What the firm's retreat might teach Palm...
Published: 11 July 2001 18:10 BST
Psion's decision to pull out of the handheld computer market could just save the company.
This market is suffering like the rest of the economy. And it is likely to suffer more and suffer for longer. Whether bought by individuals or businesses (you know that 'vital business use' line) handhelds are fun gadgets. When times get hard they are the first buying decision to be postponed or cancelled.
A shrinking market isn't the end of the world as long as there are other markets to fall back on. Most of Psion's competitors are in this position. Compaq's iPaq is enjoying great sales at the moment but if they tail off it has other sources of revenue.

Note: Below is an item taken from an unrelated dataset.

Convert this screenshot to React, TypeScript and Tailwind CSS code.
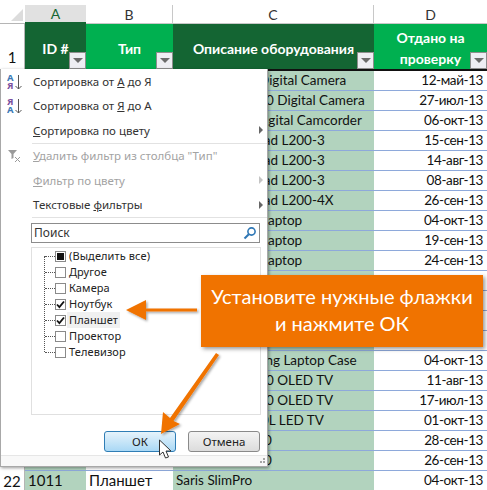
const rows = [
    { n: 2, id: '', type: '', c: 'Digital Camera', pad: 'pl-[86px]', d: '12-май-13' },
    { n: 3, id: '', type: '', c: '0 Digital Camera', pad: 'pl-[93px]', d: '27-июл-13' },
    { n: 4, id: '', type: '', c: 'Digital Camcorder', pad: 'pl-[82px]', d: '06-окт-13' },
    { n: 5, id: '', type: '', c: 'IdeaPad L200-3', pad: 'pl-[58px]', d: '15-сен-13' },
    { n: 6, id: '', type: '', c: 'IdeaPad L200-3', pad: 'pl-[58px]', d: '14-авг-13' },
    { n: 7, id: '', type: '', c: 'IdeaPad L200-3', pad: 'pl-[58px]', d: '08-авг-13' },
    { n: 8, id: '', type: '', c: 'IdeaPad L200-4X', pad: 'pl-[58px]', d: '26-сен-13' },
    { n: 9, id: '', type: '', c: 'Laptop', pad: 'pl-[88px]', d: '04-окт-13' },
    { n: 10, id: '', type: '', c: 'Laptop', pad: 'pl-[88px]', d: '19-сен-13' },
    { n: 11, id: '', type: '', c: 'Laptop', pad: 'pl-[88px]', d: '24-сен-13' },
    { n: 12, id: '', type: '', c: '', pad: '', d: '' },
    { n: 13, id: '', type: '', c: '', pad: '', d: '' },
    { n: 14, id: '', type: '', c: '', pad: '', d: '' },
    { n: 15, id: '', type: '', c: '', pad: '', d: '' },
    { n: 16, id: '', type: '', c: 'Samsung Laptop Case', pad: 'pl-[54px]', d: '04-окт-13' },
    { n: 17, id: '', type: '', c: '0 OLED TV', pad: 'pl-[93px]', d: '11-авг-13' },
    { n: 18, id: '', type: '', c: '0 OLED TV', pad: 'pl-[93px]', d: '17-июл-13' },
    { n: 19, id: '', type: '', c: '0L LED TV', pad: 'pl-[88px]', d: '01-окт-13' },
    { n: 20, id: '', type: '', c: '0', pad: 'pl-[91px]', d: '28-сен-13' },
    { n: 21, id: '', type: '', c: '0', pad: 'pl-[91px]', d: '26-сен-13' },
    { n: 22, id: '1011', type: 'Планшет', c: 'Saris SlimPro', pad: 'pl-[3px]', d: '04-окт-13' },
]

const filterItems = [
    { label: '(Выделить все)', state: 'mixed' },
    { label: 'Другое', state: 'off' },
    { label: 'Камера', state: 'off' },
    { label: 'Ноутбук', state: 'on' },
    { label: 'Планшет', state: 'on', hover: true },
    { label: 'Проектор', state: 'off' },
    { label: 'Телевизор', state: 'off' },
]

function FilterButton() {
    return (
        <div className="absolute bottom-0 right-0 flex h-[17px] w-[17px] items-center justify-center border border-[#8e8e8e] bg-[#eeeef3]">
            <div className="h-0 w-0 border-x-[5px] border-t-[5px] border-x-transparent border-t-[#6b6b6b]" />
        </div>
    )
}

function HeaderCell({ dark, children }: { dark?: boolean; children: React.ReactNode }) {
    return (
        <div
            className={`relative flex h-[45px] items-center justify-center text-center text-[14px] leading-[21px] font-bold text-white ${
                dark ? 'bg-[#146533]' : 'bg-[#00b050]'
            }`}
        >
            {children}
            <FilterButton />
        </div>
    )
}

function MenuRow({
    children,
    disabled,
    arrow,
    icon,
}: {
    children: React.ReactNode
    disabled?: boolean
    arrow?: boolean
    icon?: React.ReactNode
}) {
    return (
        <div className={`flex h-[24.5px] items-center pr-[4px] ${disabled ? 'text-[#a3a3a3]' : 'text-[#333]'}`}>
            <div className="flex w-[32px] shrink-0 items-center justify-center pr-[5px]">{icon}</div>
            <div className="flex-1 whitespace-pre">{children}</div>
            {arrow && (
                <div
                    className={`h-0 w-0 border-y-[4px] border-l-[4px] border-y-transparent ${
                        disabled ? 'border-l-[#c4c4c4]' : 'border-l-[#666]'
                    }`}
                />
            )}
        </div>
    )
}

// the two letters sit tighter than their line boxes, so this one is an svg
function SortIcon({ top, bottom, topColor, bottomColor }: { top: string; bottom: string; topColor: string; bottomColor: string }) {
    return (
        <svg width="15" height="17" viewBox="0 0 15 17" className="font-['Noto_Sans',sans-serif] text-[9.5px] font-bold">
            <text x="0" y="8" fill={topColor}>
                {top}
            </text>
            <text x="0" y="16" fill={bottomColor}>
                {bottom}
            </text>
            <path d="M11.5 2v14M8.5 13l3 3 3-3" fill="none" stroke="#555" strokeWidth="1" />
        </svg>
    )
}

function CheckBox({ state }: { state: string }) {
    return (
        <div className="flex h-[11px] w-[11px] items-center justify-center border border-[#8a8a8a] bg-white">
            {state === 'mixed' && <div className="h-[7px] w-[7px] bg-[#111]" />}
            {state === 'on' && (
                <svg width="9" height="9" viewBox="0 0 9 9">
                    <path d="M1 4.5l2.4 2.6L8 1.5" fill="none" stroke="#111" strokeWidth="1.8" />
                </svg>
            )}
        </div>
    )
}

function FilterMenu() {
    return (
        <div className="absolute top-[69px] left-0 flex h-[398px] w-[268px] flex-col border border-t-0 border-[#a8a8a8] bg-white font-['Noto_Sans',sans-serif] text-[11.5px] shadow-[1px_1px_3px_rgba(0,0,0,0.4)]">
            <MenuRow icon={<SortIcon top="А" bottom="Я" topColor="#3b78b5" bottomColor="#7a4f9e" />}>
                Сортировка от <u>А</u> до Я
            </MenuRow>
            <MenuRow icon={<SortIcon top="Я" bottom="А" topColor="#7a4f9e" bottomColor="#3b78b5" />}>
                Сортировка от <u>Я</u> до А
            </MenuRow>
            <MenuRow arrow>
                <u>С</u>ортировка по цвету
            </MenuRow>
            <div className="ml-[31px] h-px bg-[#e2e2e2]" />
            <MenuRow
                disabled
                icon={
                    <svg width="16" height="14" viewBox="0 0 16 14">
                        <path d="M1 1h9L6.5 5v4L4.5 10V5z" fill="#9a9a9a" />
                        <path d="M8 8l5 5M13 8l-5 5" stroke="#9a9a9a" strokeWidth="1" />
                    </svg>
                }
            >
                <u>У</u>далить фильтр из столбца "Тип"
            </MenuRow>
            <MenuRow disabled arrow>
                <u>Ф</u>ильтр по цвету
            </MenuRow>
            <MenuRow arrow>
                Текстовые <u>ф</u>ильтры
            </MenuRow>
            <div className="ml-[31px] h-px bg-[#e2e2e2]" />
            <div className="mt-[5px] ml-[30px] flex h-[20px] w-[229px] items-center justify-between border border-[#8c8c8c] px-[2px] text-[12px] text-[#333]">
                <span>Поиск</span>
                <svg width="14" height="14" viewBox="0 0 14 14">
                    <circle cx="8.5" cy="5.5" r="3.6" fill="none" stroke="#2f77b5" strokeWidth="1.6" />
                    <path d="M5.8 8.2L1.5 12.5" stroke="#2f77b5" strokeWidth="2" />
                </svg>
            </div>
            <div className="relative mt-[4px] ml-[30px] h-[168px] w-[230px] border border-[#e0e0e0] pl-[13px] text-[11px] tracking-[0.1px] text-[#222]">
                <div className="absolute top-[8px] left-[12px] h-[96px] border-l border-dotted border-[#555]" />
                {filterItems.map((item) => (
                    <div key={item.label} className="flex h-[16px] items-center">
                        <div className="w-[10px] border-t border-dotted border-[#555]" />
                        <CheckBox state={item.state} />
                        <div className={`ml-[1px] px-[2px] leading-[16px] ${item.hover ? 'bg-[#f0f0f0]' : ''}`}>{item.label}</div>
                    </div>
                ))}
            </div>
            <div className="mt-[16px] flex justify-end gap-[12px] pr-[7px]">
                <div className="flex h-[21px] w-[72px] items-center justify-center rounded-[3px] border border-[#2f7db5] bg-gradient-to-b from-[#e6f3fb] to-[#a9d8f5] text-[#222]">
                    ОК
                </div>
                <div className="flex h-[21px] w-[72px] items-center justify-center rounded-[3px] border border-[#8a8a8a] bg-gradient-to-b from-[#f4f4f4] to-[#dcdcdc] text-[#222]">
                    Отмена
                </div>
            </div>
            <div className="mt-auto flex h-[11px] items-end justify-end border-t border-[#e6e6e6] bg-[#f8f8f8] pr-[1px] pb-[1px]">
                <svg width="8" height="8" viewBox="0 0 8 8" fill="#a5a5a5">
                    <rect x="5" y="1" width="2" height="2" />
                    <rect x="2" y="4" width="2" height="2" />
                    <rect x="5" y="4" width="2" height="2" />
                </svg>
            </div>
        </div>
    )
}

export default function App() {
    return (
        <div className="relative h-[490px] w-[487px] overflow-hidden bg-white font-['Lato','Noto_Sans',sans-serif] text-[15px] text-[#111]">
            <div className="grid grid-cols-[25px_61px_87px_201px_113px] pt-[5px]">
                <div className="relative h-[19px] border-b border-[#b5b5b5] bg-white">
                    <div className="absolute right-[2px] bottom-[2px] h-0 w-0 border-b-[12px] border-l-[12px] border-b-[#dcdcdc] border-l-transparent" />
                </div>
                <div className="flex h-[19px] items-center justify-center border-b-2 border-[#146533] bg-[#e1e1e1] text-[14px] text-[#146533]">A</div>
                <div className="flex h-[19px] items-center justify-center border-r border-b border-[#c8c8c8] text-[14px] text-[#333]">B</div>
                <div className="flex h-[19px] items-center justify-center border-r border-b border-[#c8c8c8] text-[14px] text-[#333]">C</div>
                <div className="flex h-[19px] items-center justify-center border-b border-[#c8c8c8] text-[14px] text-[#333]">D</div>

                <div className="flex h-[45px] items-end justify-center border-r border-[#b5b5b5] pb-[1px]">1</div>
                <HeaderCell dark>
                    <span className="mt-[4px]">ID #</span>
                </HeaderCell>
                <HeaderCell>
                    <span className="mt-[4px]">Тип</span>
                </HeaderCell>
                <HeaderCell dark>
                    <span className="mt-[4px]">Описание оборудования</span>
                </HeaderCell>
                <HeaderCell>
                    <span className="mt-[3px]">
                        Отдано на
                        <br />
                        проверку
                    </span>
                </HeaderCell>

                <div className="col-span-5 h-[2px] bg-[linear-gradient(90deg,#fff_25px,#111_25px)]" />

                {rows.map((row) => (
                    <div key={row.n} className="contents">
                        <div className="flex h-[20px] items-center justify-center border-r border-[#b5b5b5]">{row.n === 22 ? row.n : ''}</div>
                        <div className="flex h-[20px] items-center border-b border-[#8ea9db] bg-[#b2d3be] pl-[3px]">{row.id}</div>
                        <div className="flex h-[20px] items-center border-b border-[#8ea9db] pl-[3px]">{row.type}</div>
                        <div className={`flex h-[20px] items-center border-b border-[#8ea9db] bg-[#b2d3be] text-[13.5px] whitespace-pre ${row.pad}`}>{row.c}</div>
                        <div className="flex h-[20px] items-center justify-end border-b border-[#8ea9db] pr-[4px] text-[13.5px] tracking-[-0.4px]">{row.d}</div>
                    </div>
                ))}
            </div>

            <FilterMenu />

            <div className="absolute top-[275px] left-[201px] flex h-[72px] w-[282px] items-center justify-center bg-[#f07300] pb-[3px] text-center text-[20px] leading-[27px] text-white shadow-[2px_2px_4px_rgba(0,0,0,0.4)]">
                <span>
                    Установите нужные флажки
                    <br />и нажмите ОК
                </span>
            </div>

            <svg className="absolute top-0 left-0" width="487" height="490" viewBox="0 0 487 490">
                <defs>
                    <filter id="sh" x="-20%" y="-20%" width="150%" height="150%">
                        <feDropShadow dx="1.5" dy="1.5" stdDeviation="1.2" floodColor="#000" floodOpacity="0.35" />
                    </filter>
                </defs>
                <g fill="#f07300" filter="url(#sh)">
                    <path d="M126 310L146 300V308.5H197V311.5H146V320Z" />
                    <path d="M216 353L219 355L173.5 421L180 424L161 434L163 412L170 418Z" />
                </g>
                <path d="M159.5 440V455L163 452L165.5 458L168.5 457L166 451H171Z" fill="#fff" stroke="#333" strokeWidth="1" />
            </svg>
        </div>
    )
}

Psion found itself in a market that is about to get seriously competitive. Big players like Acer, Dell, HP and Toshiba are lumbering in.
They want the lucrative corporate market and are well placed to seize it because of partnerships with Microsoft making synching into corporate networks a comparative breeze. They also have the channel partners to get corporate sales.
At the lower, consumer end, handheld companies are under pressure from mobile phones with their ever-increasing number of functions.
Stuck between these two hard places is Palm - squeezed on one side by ever-cheaper laptops and on the other by ever-cleverer mobile phones.
Palm makes great hardware and great software. And its handhelds are very popular - top sellers, however the market is measured.
Palm's problem is being both a hardware and a software company. It makes devices and licenses its software to others who want to make them.
This division of resources makes life difficult. Palm needs to decide what it is: a software company or a hardware company.
Despite its cult following and massive sales Palms could easily end up going the way of the Apple Newton, if not the Psion.